A teacher in Philadelphia wrote a terrific article explaining why her school is “incredible.”

The state labeled it “low-performing.”

Now her students will be allowed to “escape” to another school.

But, she points out,

A staggering 95 percent of our students come from poor families, nearly 30 percent are learning English, and at least 16 percent have special needs. You will never hear me use those numbers as excuses, though. I tell anyone who will listen that my students are some of the most intelligent, engaging, enthusiastic, and resilient children in Pennsylvania.

She describes the many successes of her students, each of whom has achieved a personal triumph this year and concludes:

 Each and every child in my classroom had his or her own successes. Will those successes be reflected in their test scores? I hope so. But even if they are not, that doesn’t diminish their triumphs.
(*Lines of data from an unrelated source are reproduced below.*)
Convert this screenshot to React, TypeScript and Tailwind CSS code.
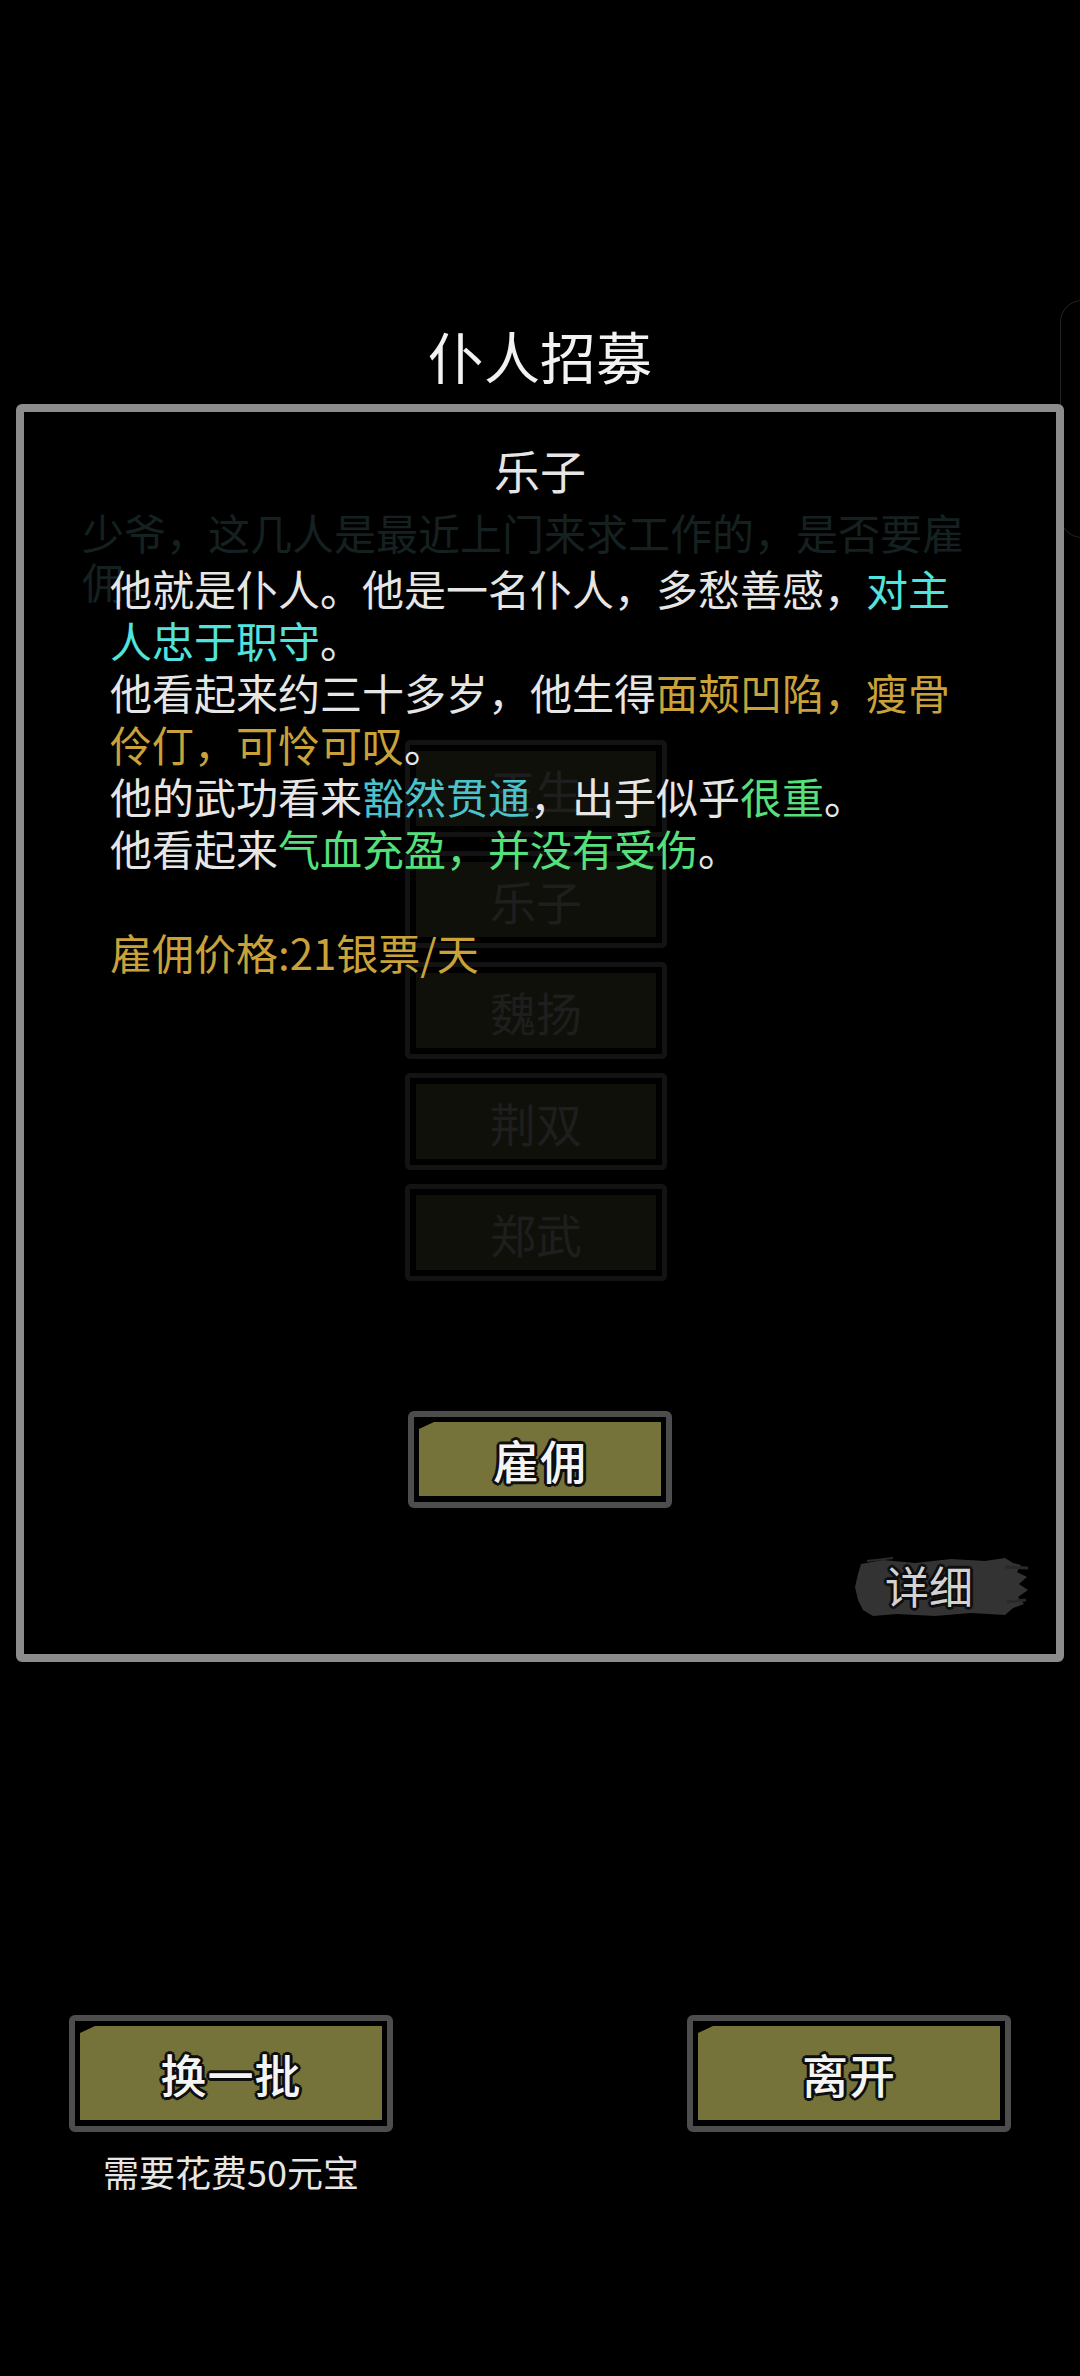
import React from "react";

const outline =
  "[text-shadow:0_0_3px_#000,3px_0_0_#111,-3px_0_0_#111,0_3px_0_#111,0_-3px_0_#111,2px_2px_0_#111,-2px_-2px_0_#111,2px_-2px_0_#111,-2px_2px_0_#111]";

function GameButton({
  label,
  outerClass,
}: {
  label: string;
  outerClass: string;
}) {
  return (
    <div
      className={
        "border-[6px] border-[#4d4d4d] rounded-[6px] bg-black pt-[5px] px-[5px] pb-[6px] flex " +
        outerClass
      }
    >
      <div className="flex-1 bg-[#76733a] [clip-path:polygon(15px_0,100%_0,100%_100%,0_100%,0_7px)] flex items-center justify-center">
        <span
          className={
            "text-[46px] leading-none font-medium text-[#f4f4f4] tracking-[1px] " +
            outline
          }
        >
          {label}
        </span>
      </div>
    </div>
  );
}

function FadedBox({ label }: { label: string }) {
  return (
    <div className="w-[262px] h-[97px] border-[5px] border-[#131313] rounded-[5px] p-[6px] flex">
      <div className="flex-1 bg-[#10100a] flex items-center justify-center">
        <span className="text-[46px] leading-none text-[#1e1e1e]">{label}</span>
      </div>
    </div>
  );
}

export default function App() {
  const gold = "text-[#c9a23a]";
  return (
    <div className="relative w-[1080px] h-[2376px] bg-black overflow-hidden flex flex-col font-['Noto_Sans_CJK_SC','Noto_Sans',sans-serif]">
      {/* faint side element at right edge */}
      <div className="absolute left-[1060px] top-[300px] w-[60px] h-[238px] rounded-[22px] border border-[#242424]" />

      <div className="mt-[322px] h-[66px] leading-[66px] text-center text-[56px] text-[#f2f2f2]">
        仆人招募
      </div>

      <div className="mt-[16px] ml-[16px] w-[1048px] h-[1258px] border-8 border-[#8c8c8c] rounded-[6px] relative flex flex-col">
        {/* faded background layer */}
        <div className="absolute inset-0 pointer-events-none">
          <p className="absolute left-[58px] top-[95px] w-[890px] text-[42px] leading-[49px] text-[#152020]">
            少爷，这几人是最近上门来求工作的，是否要雇佣。
          </p>
          <div className="absolute left-[381px] top-[328px] flex flex-col gap-[14px]">
            <FadedBox label="王生" />
            <FadedBox label="乐子" />
            <FadedBox label="魏扬" />
            <FadedBox label="荆双" />
            <FadedBox label="郑武" />
          </div>
        </div>

        <div className="relative mt-[27px] h-[60px] text-center text-[46px] leading-[60px] text-[#e6e6e6]">
          乐子
        </div>

        <div className="relative mt-[63px] ml-[86px] w-[850px] text-[42px] leading-[52px] text-[#e6e6e6]">
          <p>
            他就是仆人。他是一名仆人，多愁善感，
            <span className="text-[#52e3de]">对主人忠于职守</span>。
          </p>
          <p>
            他看起来约三十多岁，他生得
            <span className={gold}>面颊凹陷，瘦骨伶仃，可怜可叹</span>。
          </p>
          <p>
            他的武功看来<span className="text-[#4bc2cc]">豁然贯通</span>
            ，出手似乎<span className="text-[#55e07c]">很重</span>。
          </p>
          <p>
            他看起来
            <span className="text-[#55e07c]">气血充盈，并没有受伤</span>。
          </p>
          <p className={"mt-[52px] " + gold}>雇佣价格:21银票/天</p>
        </div>

        <div className="relative mt-[433px] self-center">
          <GameButton label="雇佣" outerClass="w-[264px] h-[97px]" />
        </div>

        <div className="relative mt-[46px] self-end mr-[27px] w-[176px] h-[66px]">
          <svg
            className="absolute inset-0"
            width="176"
            height="66"
            viewBox="0 0 176 66"
          >
            <path
              d="M8 10 L30 6 L62 9 L98 5 L132 7 L152 4 L160 9 L168 11 L164 18 L174 23 L166 30 L175 36 L165 43 L171 50 L160 54 L152 61 L118 59 L82 62 L44 60 L20 62 L10 56 L5 46 L2 33 L5 20 Z"
              fill="#333333"
            />
            <path d="M152 13 L175 14" stroke="#2a2a2a" strokeWidth="3" />
            <path d="M154 48 L173 46" stroke="#2a2a2a" strokeWidth="3" />
            <path d="M14 7 L40 4" stroke="#2b2b2b" strokeWidth="2" />
          </svg>
          <span
            className={
              "absolute left-[32px] top-[1px] text-[44px] leading-[60px] text-[#d2d2d2] " +
              outline
            }
          >
            详细
          </span>
        </div>
      </div>

      <div className="mt-[353px] px-[69px] flex justify-between">
        <div className="flex flex-col items-center">
          <GameButton label="换一批" outerClass="w-[324px] h-[117px]" />
          <div className="mt-[17px] text-[36px] leading-[44px] text-[#e6e6e6]">
            需要花费50元宝
          </div>
        </div>
        <GameButton label="离开" outerClass="w-[324px] h-[117px]" />
      </div>
    </div>
  );
}
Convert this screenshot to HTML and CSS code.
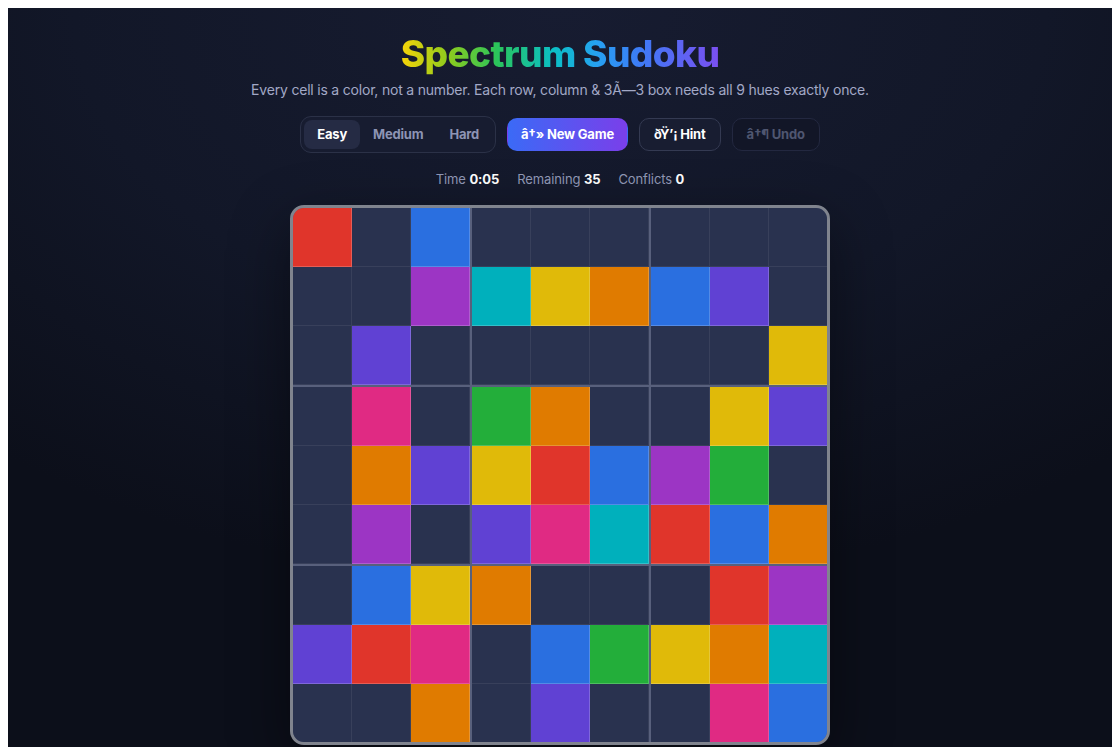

Yet when these students come back to school in September, they will hear that they go to an underachieving school, and that they can go to a “good” school. What message will they take away?

It would never cross my mind to call a student “bad.” But now the state is labeling entire schools — and, in turn, communities — “bad.” That is distressing not only because I know my colleagues and I are committed to excellence, but also because it will be one more way society is telling our students they are unworthy.